Num último suspiro de genialidade, foi possível ver trechos dos quatro amigos –Jerry (Jerry Seinfeld), George Costanza (Jason Alexander), Kramer (Michael Richards) e Elaine– como eles seriam 11 anos depois. ATENÇÃO: NÃO CONTINUE LENDO ESTE TEXTO SE NÃO QUISER SABER DETALHES AINDA INÉDITOS NO BRASIL. George inventou um aplicativo para o iPhone, o iToilet, que usa GPS para indicar onde estão os melhores banheiros de qualquer lugar do mundo.

Ganhou milhões, casou-se e perdeu tudo no esquema de Bernie Madoff. Seinfeld doou esperma para que Elaine tivesse uma filha, Isabel, que não aparece. Kramer continua Kramer, sem muita explicação, mas num dos episódios dos preparativos o ator Michael Richards se purga do incidente da vida real em que foi acusado de racismo, em 2006, ao xingar membros da plateia de um show que fazia em Los Angeles.

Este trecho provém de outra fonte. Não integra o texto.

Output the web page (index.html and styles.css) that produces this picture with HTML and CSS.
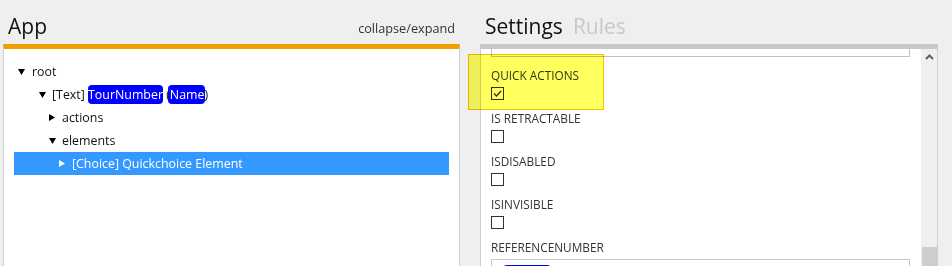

"Seinfeld" revolucionou –e eu não uso a palavra levianamente–a TV ao levar ao ar em horário nobre uma série aparentemente sobre o nada que era um tratado sofisticado, ainda que exagerado para efeitos cômicos, sobre o dia a dia da neurótica classe média urbana norte-americana. Acabou no auge, e todos se comprometeram a não cair na cilada dos ex-grandes, que é voltar para mais 15 minutos de fama e assim estragar o legado original.

Eles voltaram por alguns segundos, sem ter voltado de verdade, apenas para que os espectadores sentissem o gosto do que estariam perdendo se tudo não tivesse ocorrido como ocorreu. Uma segunda chance que reforça a qualidade da primeira. O que mais se pode pedir da arte?